The second is versatility. A blend worth keeping on the counter should work on greens, corn, potatoes, roasted vegetables, skillet vegetables, and grilled vegetables without needing a dozen adjustments. That doesn’t mean every vegetable gets the exact same amount. It means the flavor profile belongs across the board.

The third is quality. If the brand talks Southern heritage, the blend should cook like it means it. Small-batch seasoning made with real ingredients tends to deliver cleaner flavor and better texture. You taste the difference when the vegetables are simple, which is exactly when seasoning has nowhere to hide.

That’s part of why Mississippi Spice Company’s style of seasoning fits this category so well. Southern vegetables need confidence, not confusion. Bold flavor. Proven results. That’s the whole point.
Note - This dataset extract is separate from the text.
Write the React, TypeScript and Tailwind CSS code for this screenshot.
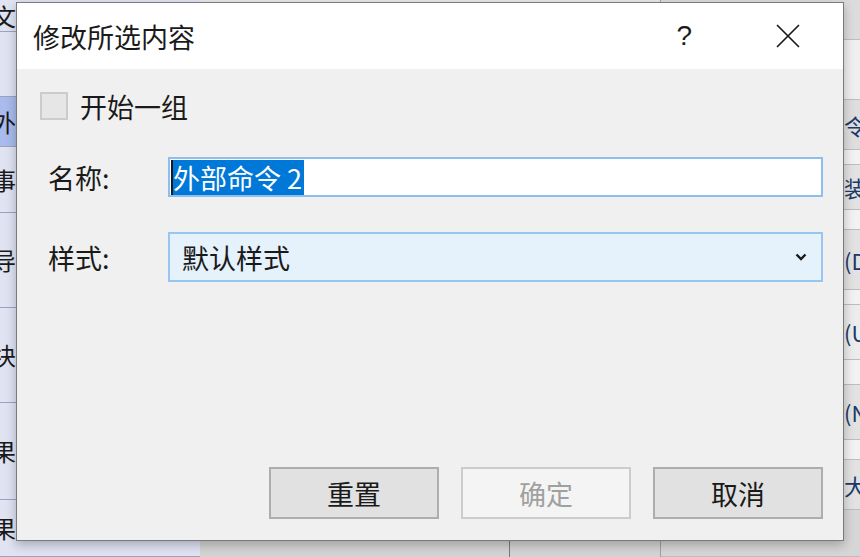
const font = { fontFamily: '"Noto Sans CJK SC", "Noto Sans", sans-serif' };

const leftRows = [
  { h: 32, text: '文', sel: false },
  { h: 65, text: '', sel: false },
  { h: 50, text: '外部', sel: true },
  { h: 66, text: '事件', sel: false },
  { h: 95, text: '导入', sel: false },
  { h: 95, text: '块贴', sel: false },
  { h: 97, text: '果相', sel: false },
  { h: 57, text: '果的图表...', sel: false },
];

const rightRows = [
  { h: 40, text: '', bg: 'bg-[#dcdcdc]' },
  { h: 60, text: '', bg: 'bg-[#efefef]' },
  { h: 50, text: '令', bg: 'bg-[#dedede]' },
  { h: 15, text: '', bg: 'bg-[#f2f2f2]' },
  { h: 45, text: '装', bg: 'bg-[#e2e2e2]' },
  { h: 20, text: '', bg: 'bg-[#f2f2f2]' },
  { h: 60, text: '(D', bg: 'bg-[#e2e2e2]' },
  { h: 15, text: '', bg: 'bg-[#f2f2f2]' },
  { h: 55, text: '(U', bg: 'bg-[#ececec]' },
  { h: 25, text: '', bg: 'bg-[#f2f2f2]' },
  { h: 55, text: '(N', bg: 'bg-[#e2e2e2]' },
  { h: 20, text: '', bg: 'bg-[#f2f2f2]' },
  { h: 50, text: '大', bg: 'bg-[#e2e2e2]' },
  { h: 47, text: '', bg: 'bg-[#d6d6d6]' },
];

function Chevron() {
  return (
    <svg width="12" height="8" viewBox="0 0 12 8" className="text-[#1a1a1a]">
      <path d="M1.5 1.5 L6 6 L10.5 1.5" fill="none" stroke="currentColor" strokeWidth="2.4" />
    </svg>
  );
}

function CloseIcon() {
  return (
    <svg width="24" height="24" viewBox="0 0 24 24" className="text-[#1a1a1a]">
      <path d="M1 1 L23 23 M23 1 L1 23" fill="none" stroke="currentColor" strokeWidth="1.7" />
    </svg>
  );
}

function Dialog() {
  return (
    <div
      className="absolute left-[16px] top-[2px] flex h-[539px] w-[828px] flex-col border border-[#7a7a7a] bg-[#f0f0f0] shadow-[0_4px_10px_rgba(0,0,0,0.25)]"
      style={font}
    >
      <div className="flex h-[66px] shrink-0 items-center bg-white">
        <span className="pl-[16px] text-[27px] leading-none text-[#1a1a1a]">修改所选内容</span>
        <span className="ml-auto mr-[84px] text-[28px] leading-none text-[#1a1a1a]" style={{ fontFamily: '"Liberation Sans", sans-serif' }}>?</span>
        <span className="mr-[43px]"><CloseIcon /></span>
      </div>

      <div className="flex flex-1 flex-col pl-[23px] pr-[20px] pb-[21px] pt-[23px] text-[27px] text-[#1a1a1a]">
        <div className="flex h-[28px] items-center gap-[12px]">
          <div className="h-[28px] w-[28px] border-2 border-[#cccccc] bg-[#e6e6e6]" />
          <span className="leading-none">开始一组</span>
        </div>

        <div className="mt-[37px] flex items-center">
          <span className="w-[128px] pl-[8px] leading-none">名称:</span>
          <div className="flex h-[40px] flex-1 items-center border-2 border-[#8dbef0] bg-white pl-[1px]">
            <span className="flex h-[35px] items-center border-l-2 border-[#1a1a1a] bg-[#0078d7] pr-[2px] leading-none text-white">
              外部命令 2
            </span>
          </div>
        </div>

        <div className="mt-[35px] flex items-center">
          <span className="w-[128px] pl-[8px] leading-none">样式:</span>
          <div className="flex h-[50px] flex-1 items-center border-2 border-[#97c6f2] bg-[#e5f1fb] pl-[12px] pr-[14px]">
            <span className="leading-none">默认样式</span>
            <span className="ml-auto"><Chevron /></span>
          </div>
        </div>

        <div className="mt-auto flex justify-end gap-[22px]">
          <button className="h-[52px] w-[170px] border-2 border-[#adadad] bg-[#e1e1e1] text-[27px] leading-none text-[#1a1a1a]">
            重置
          </button>
          <button className="h-[52px] w-[170px] border-2 border-[#cccccc] bg-[#f4f4f4] text-[27px] leading-none text-[#a0a0a0]">
            确定
          </button>
          <button className="h-[52px] w-[170px] border-2 border-[#adadad] bg-[#e1e1e1] text-[27px] leading-none text-[#1a1a1a]">
            取消
          </button>
        </div>
      </div>
    </div>
  );
}

export default function App() {
  return (
    <div className="relative h-[557px] w-[860px] overflow-hidden bg-[#e8e8e8]" style={font}>
      <div className="flex h-full">
        <div className="flex w-[200px] flex-col bg-[#dfe3f2] text-[24px] text-[#1a1a1a]">
          {leftRows.map((r, i) => (
            <div
              key={i}
              className={`flex items-center overflow-hidden whitespace-nowrap border-b border-[#9aa3bd] ${r.sel ? 'bg-[#a9bbec]' : ''}`}
              style={{ height: r.h }}
            >
              <span className="-ml-[8px] leading-none">{r.text}</span>
            </div>
          ))}
        </div>
        <div className="flex flex-1 flex-col justify-end">
          <div className="flex h-[16px] bg-[#d4d4d4]">
            <div className="ml-auto mr-[150px] w-[1px] bg-[#7a7a7a]" />
          </div>
        </div>
        <div className="flex w-[200px] flex-col border-l border-[#a0a0a0] text-[22px] text-[#1a3a6a]">
          {rightRows.map((r, i) => (
            <div
              key={i}
              className={`flex items-center justify-end overflow-hidden whitespace-nowrap border-b border-[#bdbdbd] ${r.bg}`}
              style={{ height: r.h }}
            >
              <span className="w-[16px] leading-none">{r.text}</span>
            </div>
          ))}
        </div>
      </div>
      <Dialog />
    </div>
  );
}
The trade-off between subtle and bold

Not every meal calls for the same volume. If you’re serving delicate spring vegetables, you may want a lighter hand so the freshness stays front and center. If you’re cooking collards with smoked turkey or loading a sheet pan with potatoes, onions, and Brussels sprouts, you can push harder.

That’s the real beauty of Southern seasoning - it flexes. You can keep it clean and simple or build a deeper, richer dish around it. The key is knowing the role of the vegetable on the plate. Sometimes it’s a bright side. Sometimes it needs to throw elbows next to brisket or ribs.

If your vegetables have been tasting bland, the problem usually isn’t the produce. It’s that the seasoning hasn’t been asked to do enough. Start with a blend that brings real Southern character, use it with intention, and let the vegetables prove they were never meant to be background food.